Harbor of Visby, Gotland, Sweden Photo: Harbor of Visby, Gotland — the same Baltic port whose medieval rooftops and sea-facing hillside Miyazaki used as Koriko’s template. Kiki’s first descent over the city echoes this exact topography. Photo by VisbyStar / CC BY-SA 4.0 / Wikimedia Commons

And perhaps this is why the film maintains such enduring power. Because almost everyone, at some point, has been Kiki. Someone who left home (literally or emotionally)believing the world would quickly understand them. Someone who discovered that talent offers no shield against loneliness. Someone who confused their work with their core identity. Someone who stopped hearing their own inner voice and feared they had lost their magic forever. Kiki flies again. But not because she returns to a state of pristine innocence. She flies again because she navigates the first profound loss of her innocence without allowing bitterness to become her new identity.

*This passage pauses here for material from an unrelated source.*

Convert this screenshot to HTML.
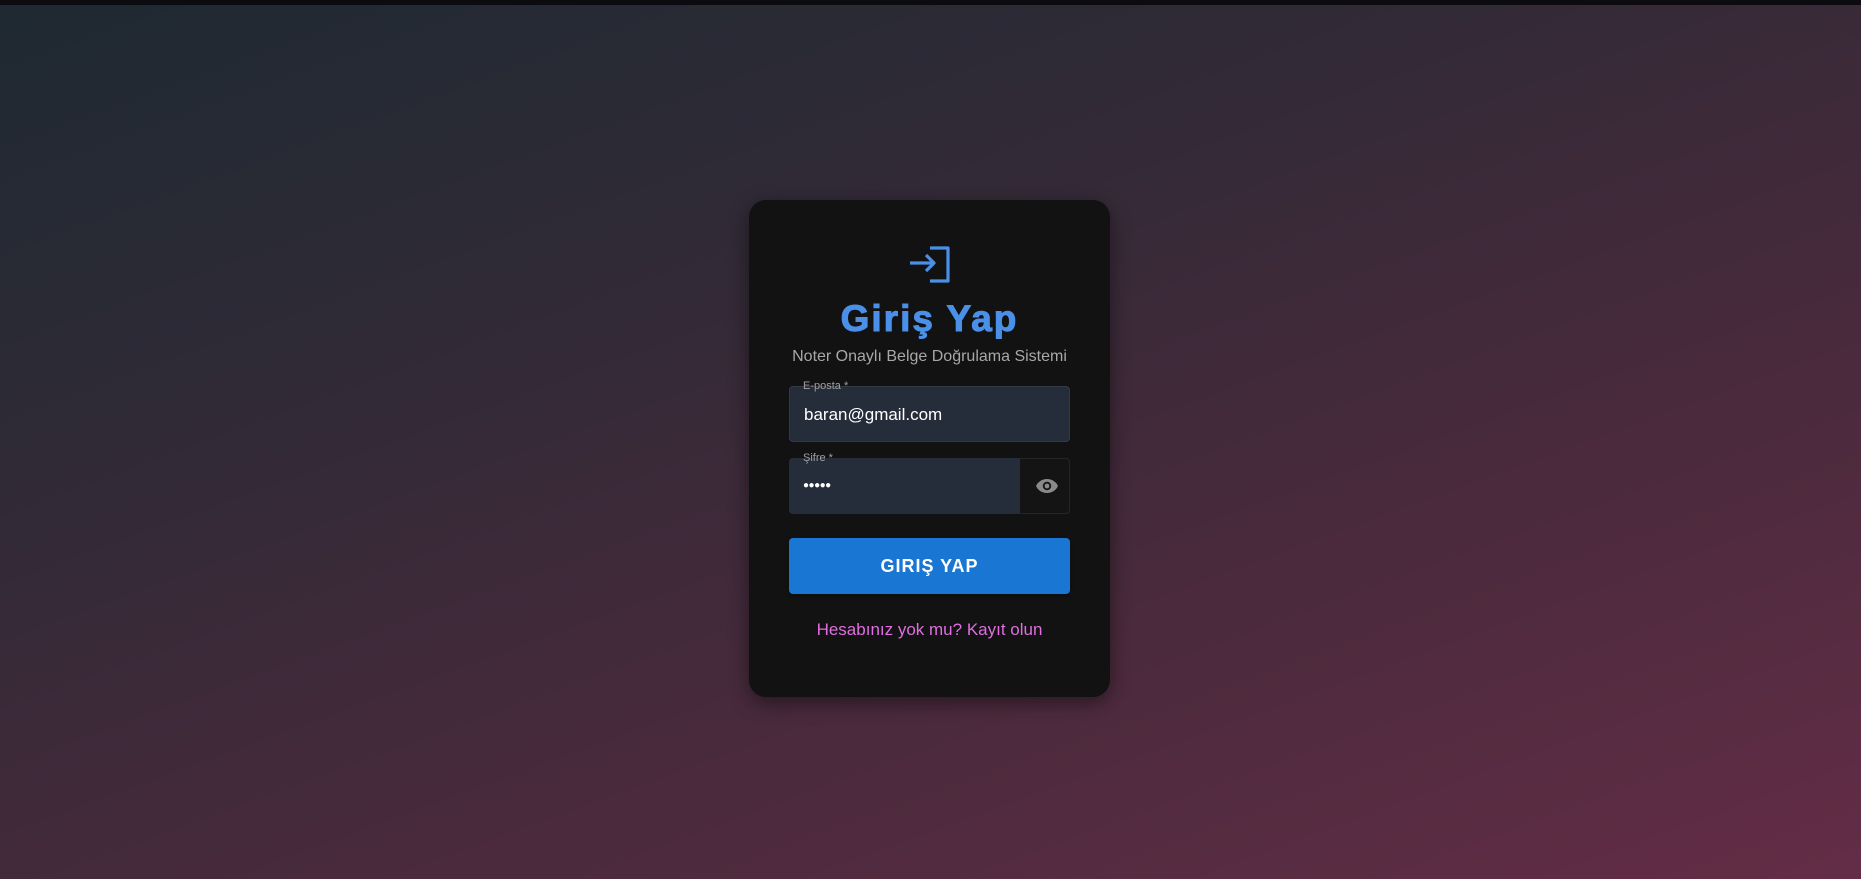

This is Master Miyazaki’s enduring gift. He does not sugarcoat the process of growing up. He acknowledges that growing hurts, confuses, humbles a little, and silences some old, cherished voices. But he also insists that if one does not entirely shut down, if one remains open, something vital can still begin to move again. Perhaps adult magic is precisely that: not the purity of never having fallen, but the silent, profound strength to fly again, knowing full well that the world will not always applaud your efforts.